Do you plan the steps and see them happening in your mind?
Clyde Tombaugh: Yes. You wonder about it and wonder how will I make an instrument that can handle this kind of a problem. And you think about it, do a lot more thinking. Sometimes you make mistakes and you go back and do it over. That's the way I got along in life. I don't ever remember being particularly jealous of anybody, because I figured if I can't do it myself, I don't deserve to get it.
Do you visualize the end result before you start?
Clyde Tombaugh: Yes. For example, this big telescope out here. I had a vision of the whole thing before I ever put in one single bolt. I calculated the movements of force and balance and so on. I'm somewhat of an engineer too, I guess. I sent my nine-inch mirror to Wichita, Kansas to a French telescope maker to silver my mirror because I didn't have those facilities. He tested my nine-inch mirror and thought it was very high quality, so he offered me a lukewarm invitation to come and help him make telescopes. I could have gone that way.

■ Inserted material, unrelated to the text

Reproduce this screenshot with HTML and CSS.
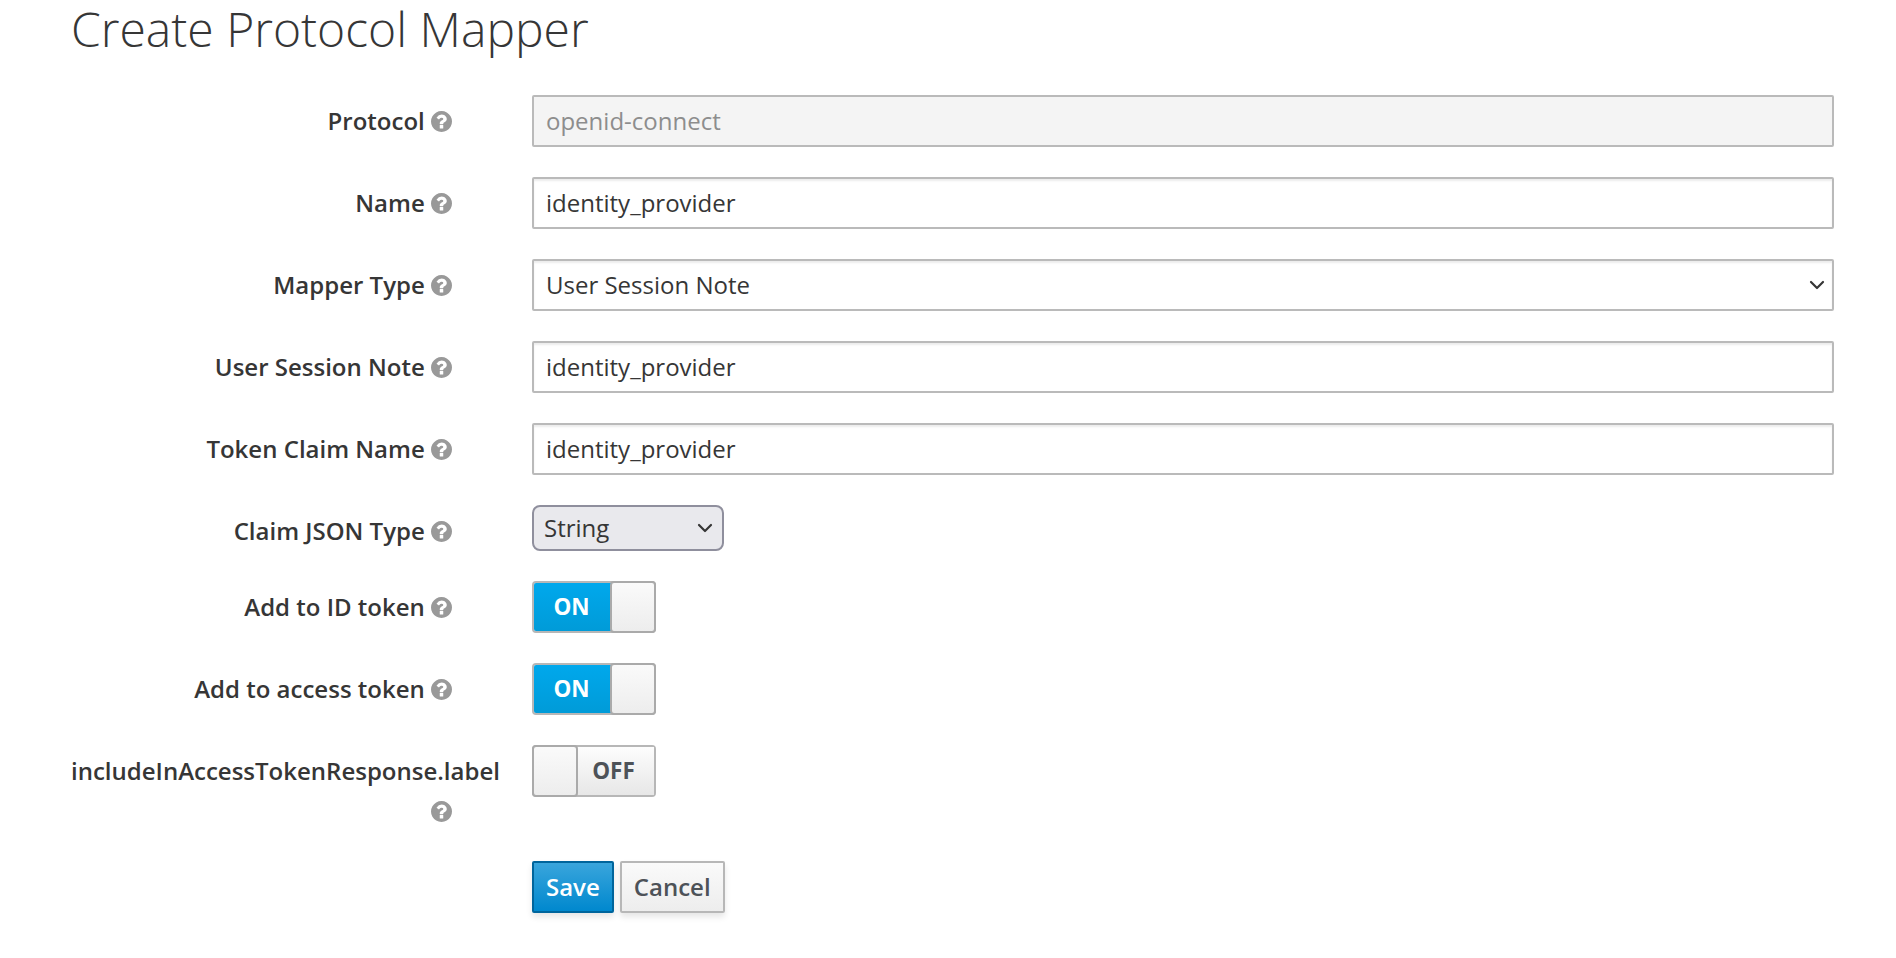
FILE: index.html
```html
<!DOCTYPE html>
<html lang="en">
<head>
<meta charset="utf-8">
<title>Create Protocol Mapper</title>
<link rel="stylesheet" href="styles.css">
</head>
<body>
<svg width="0" height="0" class="defs">
  <symbol id="help" viewBox="0 0 1536 1536">
    <path d="M896 1248v-192q0-14-9-23t-23-9H672q-14 0-23 9t-9 23v192q0 14 9 23t23 9h192q14 0 23-9t9-23zm256-672q0-88-55.500-163T958 297t-170-41q-243 0-371 213-15 24 8 42l132 100q7 6 19 6 16 0 25-12 53-68 86-92 34-24 86-24 48 0 85.500 26t37.500 59q0 38-20 61t-68 45q-63 28-115.500 86.500T640 892v36q0 14 9 23t23 9h192q14 0 23-9t9-23q0-19 21.500-49.500T972 829q32-18 49-28.500t46-35 44.500-48 28-60.500 12.500-81zm384 192q0 209-103 385.500T1153.500 1433 768 1536t-385.500-103T103 1153.500 0 768t103-385.500T382.500 103 768 0t385.500 103T1433 382.500 1536 768z"/>
  </symbol>
  <symbol id="chevron" viewBox="0 0 16 10">
    <path d="M2 2l6 6 6-6" fill="none" stroke="#363636" stroke-width="2.200" stroke-linecap="round" stroke-linejoin="round"/>
  </symbol>
</svg>
<main class="page">
  <h1 class="title">Create Protocol Mapper</h1>
  <form class="form">
    <div class="row">
      <label class="label">Protocol <svg class="help"><use href="#help"/></svg></label>
      <div class="field disabled">openid-connect</div>
    </div>
    <div class="row">
      <label class="label">Name <svg class="help"><use href="#help"/></svg></label>
      <div class="field">identity_provider</div>
    </div>
    <div class="row">
      <label class="label">Mapper Type <svg class="help"><use href="#help"/></svg></label>
      <div class="field">User Session Note<svg class="chevron"><use href="#chevron"/></svg></div>
    </div>
    <div class="row">
      <label class="label">User Session Note <svg class="help"><use href="#help"/></svg></label>
      <div class="field">identity_provider</div>
    </div>
    <div class="row">
      <label class="label">Token Claim Name <svg class="help"><use href="#help"/></svg></label>
      <div class="field">identity_provider</div>
    </div>
    <div class="row">
      <label class="label">Claim JSON Type <svg class="help"><use href="#help"/></svg></label>
      <div class="select">String<svg class="chevron"><use href="#chevron"/></svg></div>
    </div>
    <div class="row">
      <label class="label">Add to ID token <svg class="help"><use href="#help"/></svg></label>
      <div class="toggle on"><span class="state">ON</span><span class="handle"></span></div>
    </div>
    <div class="row">
      <label class="label">Add to access token <svg class="help"><use href="#help"/></svg></label>
      <div class="toggle on"><span class="state">ON</span><span class="handle"></span></div>
    </div>
    <div class="row">
      <label class="label">includeInAccessTokenResponse.label <svg class="help"><use href="#help"/></svg></label>
      <div class="toggle off"><span class="handle"></span><span class="state">OFF</span></div>
    </div>
    <div class="actions">
      <button type="button" class="btn primary">Save</button>
      <button type="button" class="btn">Cancel</button>
    </div>
  </form>
</main>
</body>
</html>
```
FILE: styles.css
```css
* { box-sizing: border-box; }
body {
  margin: 0;
  height: 958px;
  overflow: hidden;
  background: #fff;
  color: #363636;
  font: 24px/40px "Open Sans", sans-serif;
}
.defs { display: block; }
.page { padding: 0 62px 0 71px; }
.title {
  margin: 0;
  height: 95px;
  font-size: 48px;
  font-weight: 320;
  line-height: 58px;
}
.form { display: flex; flex-direction: column; gap: 30px; }
.row {
  display: grid;
  grid-template-columns: 381px 1302px;
  column-gap: 80px;
  align-items: start;
}
.label {
  padding-top: 6px;
  height: 46px;
  font-weight: 600;
  text-align: right;
}
.row:nth-child(9) .label { height: 86px; }
.help {
  display: inline-block;
  width: 21px;
  height: 21px;
  vertical-align: -2px;
  fill: #999;
}
.field {
  display: flex;
  align-items: center;
  justify-content: space-between;
  height: 52px;
  padding: 0 7px 0 12px;
  border: 2px solid #bababa;
  border-radius: 2px;
  box-shadow: inset 0 2px 2px rgba(0, 0, 0, .075);
}
.field.disabled {
  background: #f4f4f4;
  color: #8d8d8d;
  box-shadow: none;
}
.chevron { width: 16px; height: 10px; }
.select {
  display: flex;
  align-items: center;
  justify-content: space-between;
  width: 192px;
  height: 46px;
  padding: 0 9px 0 10px;
  border: 2px solid #8f8f9d;
  border-radius: 8px;
  background: #e9e9ed;
}
.toggle {
  display: flex;
  width: 124px;
  height: 52px;
  border: 2px solid #b7b7b7;
  border-radius: 4px;
  font-size: 22.5px;
  font-weight: 700;
  line-height: 47px;
}
.state { flex: 1; padding-right: 3px; text-align: center; }
.handle {
  z-index: 1;
  width: 46px;
  height: 52px;
  margin: -2px;
  border: 2px solid #aaa;
  border-radius: 4px;
  background: linear-gradient(#fafafa, #ededed);
}
.on .state {
  border-radius: 2px 0 0 2px;
  background: linear-gradient(#00a8ec, #009bd8);
  color: #fff;
}
.off .state {
  background: linear-gradient(#fdfdfd, #e7e7e7);
  color: #4d5258;
}
.actions { display: flex; gap: 6px; padding-left: 461px; }
.btn {
  height: 52px;
  padding: 0 12px;
  border: 2px solid #b7b7b7;
  border-radius: 2px;
  background: linear-gradient(#fafafa, #ededed);
  box-shadow: 0 4px 6px rgba(3, 3, 3, .1);
  color: #4d5258;
  font: 600 24px/48px "Open Sans", sans-serif;
}
.btn.primary {
  border-color: #00659c;
  background: linear-gradient(#39a5dc, #0088ce);
  color: #fff;
}
```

In the meantime, I was wondering what I would do if I didn't do that. I loved steam engines, so I really had a secret ambition to become an apprentice fireman and a railroad engineer, because I just loved machinery and travel, and I had a profound love of trains. I loved engines and machinery. To me, the noise of a threshing machine is better music than a lot of music I hear nowadays. I took a man's place in the threshing crew when I was only 14 years old. That was during World War I and they were short of manpower and so every boy in his early teens had to take a man's place on the farm with the fieldwork and threshing. That's where I learned to work hard.
I shed many a tear when the steam engines went out of style on the railroads. I'd like to seem them come back, but I realize the diesels are more efficient.
What about the career you never had on the railroad?
Clyde Tombaugh: When the offer from Flagstaff came, that all changed all that. I had found something more to my liking so I didn't have any regrets about it. It was just another way out.